During the project, it was improved the integration of the different programmes that take part in the whole footwear design process, both for men's and women's footwear, according to the user needs. For instance, combining the last sole surface and the last upper surface for the design of dished soles.

From design to production

The IDEA-FOOT CAM module is designed to generate a machine independent description of the shoe model, able to support:

- the generation of various machine specific part programs,
- self documentation of the shoe model,
- integration of the information in the company's ICT environment.

Based on such a requirement, the CAM module offers some dialog forms aimed to identify the basic information needed to integrate the shoe model into a broader information system, by mean of the common RDF based description which also supports the factory operations.

The CAM module stores various information collected during the shoe model design, based on structural geometric information, additional technological information, explicit machine parameters and part program identification.

Such a set of information is expressed following the simple rules of the RDF data model, realising a very informative mesh of data.

The syntax adopted to serialise the CAM data file is 'n-triples', which is the simplest among the ones proposed by the RDF standard. The output file is a simple text file and it could be easily read and processed by any tool.
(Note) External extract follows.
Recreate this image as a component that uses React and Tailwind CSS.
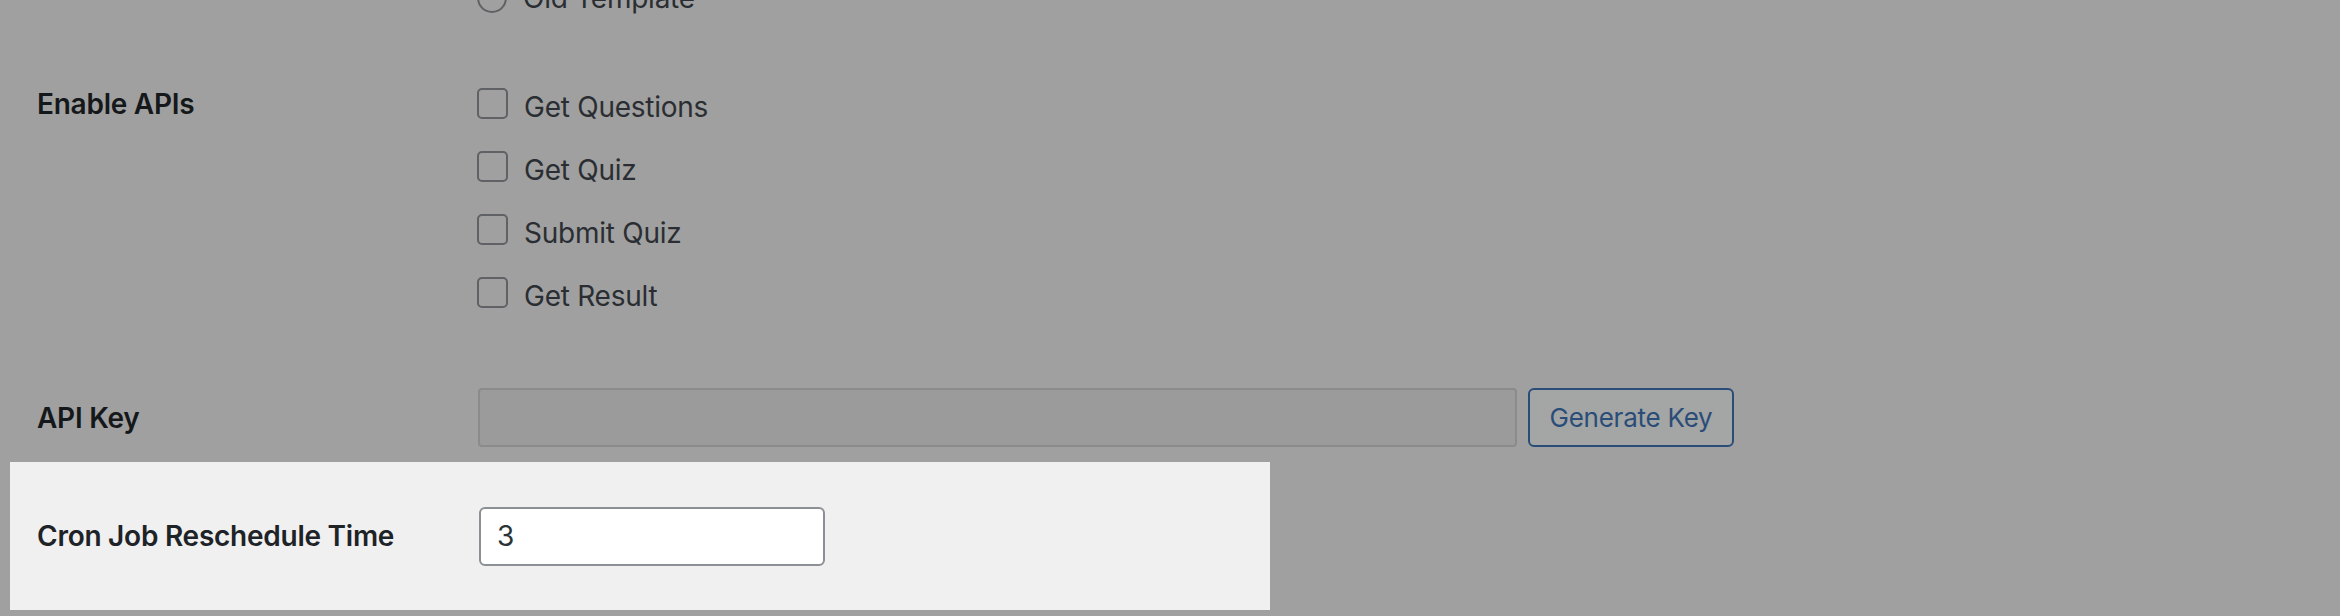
export default function App() {
  const apis = ['Get Questions', 'Get Quiz', 'Submit Quiz', 'Get Result'];

  return (
    <div className="h-[616px] w-[2340px] overflow-hidden bg-[#a0a0a0] font-['Inter','Noto_Sans',sans-serif] text-[28px] tracking-[-0.25px]">
      {/* template choice, scrolled mostly out of view */}
      <div className="-mt-[22px] flex h-[40px] items-center">
        <div className="w-[440px] shrink-0" />
        <div className="ml-[37px] flex items-center gap-[16px] text-[#2a2e32]">
          <span className="h-[30px] w-[30px] rounded-full border-2 border-[#5f6164]" />
          <span>Old Template</span>
        </div>
      </div>

      <div className="mt-[57px] flex">
        <div className="ml-[37px] w-[441px] shrink-0 font-semibold leading-[59px] text-[#15181a]">
          Enable APIs
        </div>
        <div className="flex flex-col">
          {apis.map((name) => (
            <label key={name} className="flex h-[63px] items-center gap-[16px] text-[#2a2e32]">
              <span className="mb-[7px] -ml-px h-[31px] w-[31px] rounded-[5px] border-2 border-[#5f6164]" />
              <span>{name}</span>
            </label>
          ))}
        </div>
      </div>

      <div className="mt-[61px] flex items-center">
        <div className="ml-[37px] w-[441px] shrink-0 font-semibold text-[#15181a]">API Key</div>
        <div className="h-[59px] w-[1039px] rounded-[4px] border-2 border-[#8b8b8b] bg-[#9b9b9b]" />
        <button className="ml-[11px] h-[59px] w-[206px] rounded-[6px] border-2 border-[#2a4d78] bg-[#a4a5a5] text-[26px] text-[#2a4d78]">
          Generate Key
        </button>
      </div>

      <div className="ml-[10px] mt-[15px] flex h-[148px] w-[1260px] items-center bg-[#f0f0f0] pl-[27px]">
        <div className="w-[442px] shrink-0 font-semibold text-[#1d2327]">Cron Job Reschedule Time</div>
        <input
          type="text"
          defaultValue="3"
          className="h-[59px] w-[346px] rounded-[6px] border-2 border-[#8c8f94] bg-white px-[16px] text-[28px] text-[#2c3338] outline-none"
        />
      </div>
    </div>
  );
}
Automated production plant for fashion footwear

In the framework of the IDEA-FOOT project, an automated plant for the production of classic and casual shoes has been designed, realised, tested, and validated.

In the automated plant, manipulators are used both for pick and place and for shoe bottom processing operations, and the manipulators, the pallet conveyor, the oven, and the production machines are integrated / synchronised and monitored by means of a centralised software customised for this project (in collaboration with technology providers).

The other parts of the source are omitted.